Selain individu, hijrah juga relevan secara kolektif, terutama dalam kehidupan bermasyarakat. Semangat hijrah dapat menjadi inspirasi untuk memperbaiki hubungan sosial, menguatkan persatuan, serta memperkokoh solidaritas.

Di tengah dinamika sosial dan politik, Muharram dapat dijadikan momentum untuk meredam perbedaan, mengedepankan musyawarah, serta membangun kerja sama. Semangat hijrah juga dapat mendorong pemerintah daerah, masyarakat sipil, hingga lembaga keagamaan untuk bersinergi dalam menciptakan kehidupan yang lebih harmonis.

Tahun Baru Hijriah adalah ajakan untuk menatap masa depan dengan penuh optimisme. Setiap Muslim diajak untuk meninggalkan masa lalu yang penuh kekurangan, lalu melangkah dengan tekad memperbaiki diri.

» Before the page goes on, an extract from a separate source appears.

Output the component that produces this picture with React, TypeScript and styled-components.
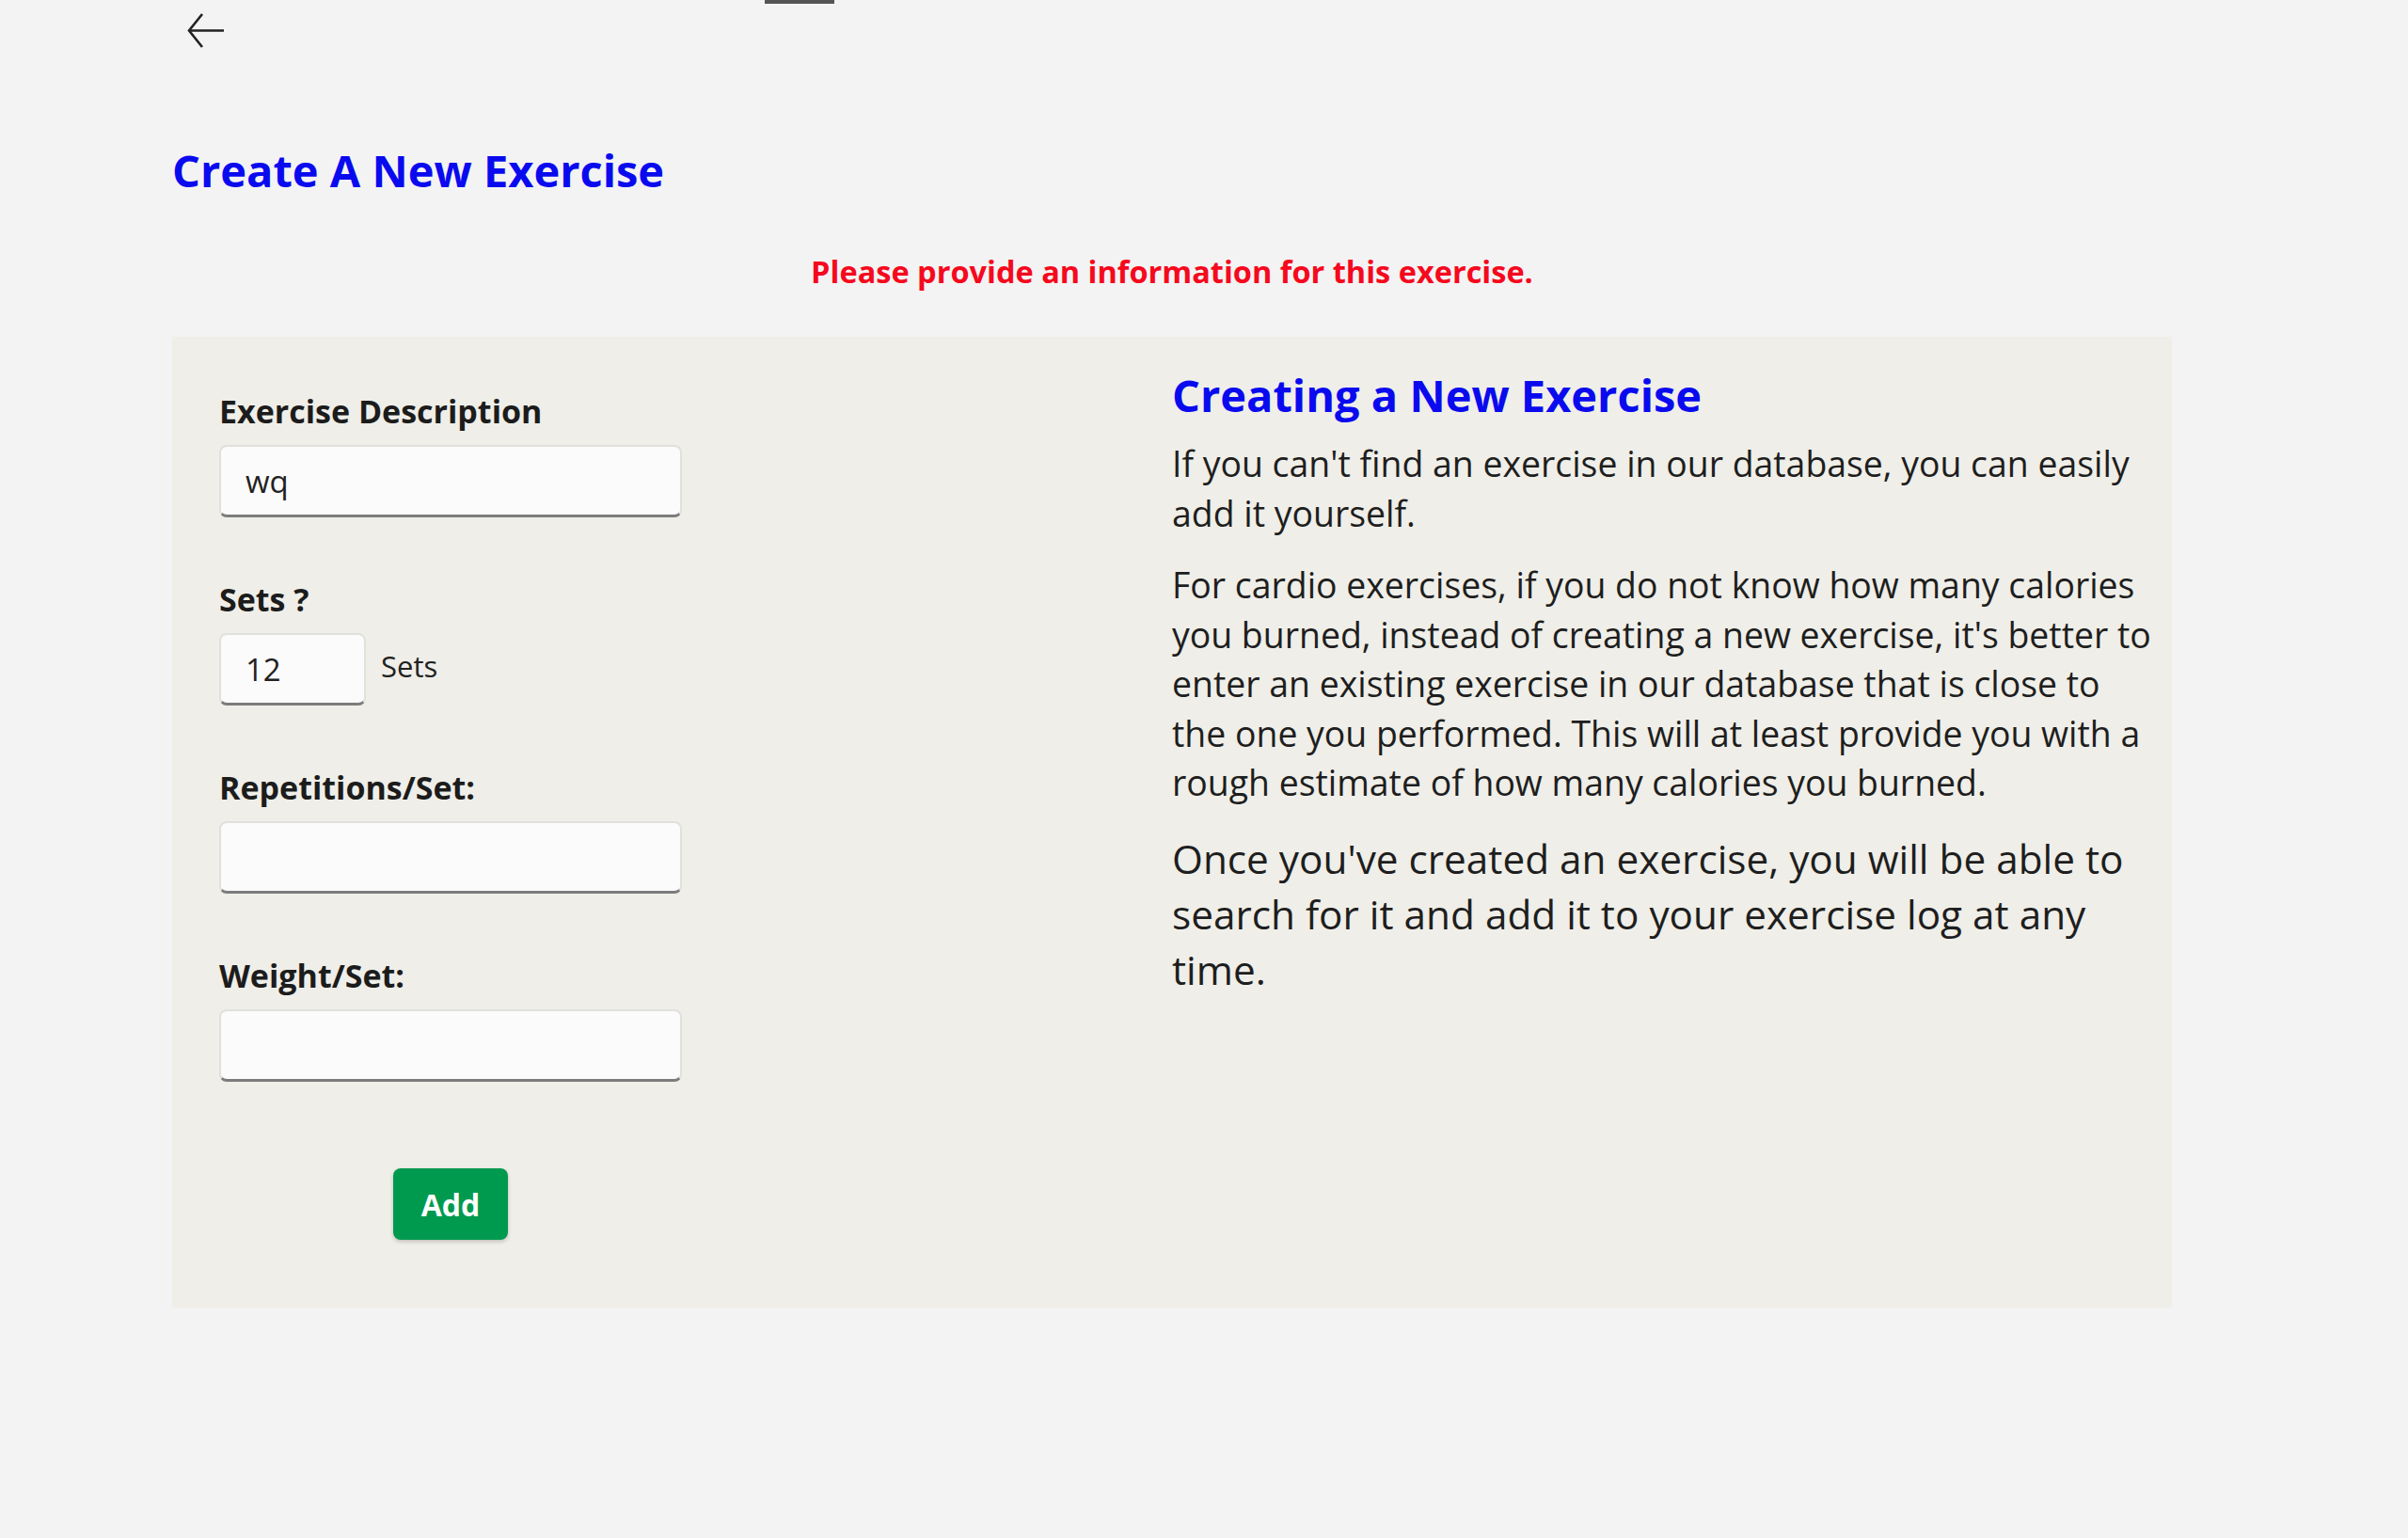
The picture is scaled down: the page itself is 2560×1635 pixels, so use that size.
import React from 'react';
import styled, { createGlobalStyle } from 'styled-components';

const GlobalStyle = createGlobalStyle`
  body {
    margin: 0;
    background: #f3f3f3;
    font-family: "Open Sans", "Noto Sans", sans-serif;
    color: #1e1e1e;
  }
`;

const Page = styled.div`
  position: relative;
  width: 2126px;
  margin-left: 183px;
  padding-top: 13px;
  min-height: 1622px;
`;

const ScrollMark = styled.div`
  position: absolute;
  top: 0;
  left: 630px;
  width: 74px;
  height: 4px;
  background: #555;
`;

const BackButton = styled.button`
  display: block;
  margin: 0 0 0 13px;
  padding: 0;
  border: none;
  background: none;
  width: 44px;
  height: 40px;
  color: #222;
  cursor: pointer;
`;

const Title = styled.h1`
  margin: 96px 0 0 0;
  font-size: 47px;
  line-height: 64px;
  font-weight: 700;
  color: #0a0aef;
`;

const Warning = styled.p`
  margin: 54px 0 0 0;
  text-align: center;
  font-size: 32.5px;
  line-height: 44px;
  font-weight: 700;
  color: #f5091d;
`;

const Panel = styled.div`
  display: grid;
  grid-template-columns: 1fr 1fr;
  margin-top: 47px;
  background: #efeee8;
`;

const FormColumn = styled.form`
  padding: 57px 0 72px 50px;
  width: 492px;
`;

const Field = styled.div`
  margin-bottom: 65px;
`;

const Label = styled.label`
  display: block;
  font-size: 34px;
  line-height: 44px;
  font-weight: 700;
  color: #1c1c1c;
  margin-bottom: 14px;
`;

const Row = styled.div`
  display: flex;
  align-items: center;
  gap: 16px;
`;

const Input = styled.input<{ $w?: number }>`
  box-sizing: border-box;
  width: ${(p) => (p.$w ? `${p.$w}px` : '100%')};
  height: 77px;
  padding: 0 26px;
  border: 2px solid #e0e0dc;
  border-bottom: 3px solid #7c7c7c;
  border-radius: 8px;
  background: #fbfbfb;
  font-family: inherit;
  font-size: 33px;
  color: #222;
  outline: none;
`;

const Unit = styled.span`
  font-size: 31px;
  color: #222;
  margin-top: -8px;
`;

const ButtonRow = styled.div`
  display: flex;
  justify-content: center;
  padding-top: 27px;
`;

const AddButton = styled.button`
  width: 122px;
  height: 76px;
  border: none;
  border-radius: 8px;
  background: #009a4f;
  color: #fff;
  font-family: inherit;
  font-size: 32px;
  font-weight: 700;
  box-shadow: 0 2px 4px rgba(0, 0, 0, 0.2);
  cursor: pointer;
`;

const InfoColumn = styled.div`
  padding: 30px 16px 40px 0;
`;

const InfoTitle = styled.h2`
  margin: 0 0 15px 0;
  font-size: 47px;
  line-height: 64px;
  font-weight: 700;
  color: #0a0aef;
`;

const Para = styled.p<{ $big?: boolean }>`
  margin: 0 0 24px 0;
  font-size: ${(p) => (p.$big ? '42.3px' : '37.4px')};
  line-height: ${(p) => (p.$big ? '59px' : '52.5px')};
  color: #1e1e1e;
`;

export default function App() {
  return (
    <>
      <GlobalStyle />
      <Page>
        <ScrollMark />
        <BackButton aria-label="Back">
          <svg width="44" height="40" viewBox="0 0 44 40" fill="none" stroke="currentColor" strokeWidth="2.6">
            <path d="M42 19.5H5" />
            <path d="M19 2 5 19.5 19 37" />
          </svg>
        </BackButton>
        <Title>Create A New Exercise</Title>
        <Warning>Please provide an information for this exercise.</Warning>
        <Panel>
          <FormColumn onSubmit={(e) => e.preventDefault()}>
            <Field>
              <Label>Exercise Description</Label>
              <Input defaultValue="wq" />
            </Field>
            <Field>
              <Label>Sets ?</Label>
              <Row>
                <Input $w={156} defaultValue="12" />
                <Unit>Sets</Unit>
              </Row>
            </Field>
            <Field>
              <Label>Repetitions/Set:</Label>
              <Input />
            </Field>
            <Field>
              <Label>Weight/Set:</Label>
              <Input />
            </Field>
            <ButtonRow>
              <AddButton type="submit">Add</AddButton>
            </ButtonRow>
          </FormColumn>
          <InfoColumn>
            <InfoTitle>Creating a New Exercise</InfoTitle>
            <Para>If you can't find an exercise in our database, you can easily add it yourself.</Para>
            <Para>
              For cardio exercises, if you do not know how many calories you burned, instead of creating a new
              exercise, it's better to enter an existing exercise in our database that is close to the one you
              performed. This will at least provide you with a rough estimate of how many calories you burned.
            </Para>
            <Para $big>
              Once you've created an exercise, you will be able to search for it and add it to your exercise log at
              any time.
            </Para>
          </InfoColumn>
        </Panel>
      </Page>
    </>
  );
}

Momentum 1 Muharram ini mengingatkan bahwa hidup adalah perjalanan panjang, penuh ujian, dan hanya bisa dijalani dengan kesabaran serta keikhlasan. Seperti Rasulullah SAW yang penuh keteguhan dalam menghadapi tantangan hijrah, umat Muslim masa kini pun dituntut memiliki kesabaran dan keteguhan hati.

Hijrah adalah perjalanan sepanjang hayat. Bukan sekadar peristiwa sejarah, melainkan spirit yang harus terus hidup dalam kehidupan sehari-hari. Dari hijrah fisik Rasulullah SAW kita belajar tentang pengorbanan, dari hijrah rohani kita belajar tentang introspeksi dan transformasi diri.

“Hijrah secara rohani inilah yang harus kita lakukan untuk terus memperbaiki diri. Jika setiap individu berkomitmen melakukan hijrah ke arah yang lebih baik, maka masyarakat akan semakin kuat dan berkah,” tutup Magdalaina.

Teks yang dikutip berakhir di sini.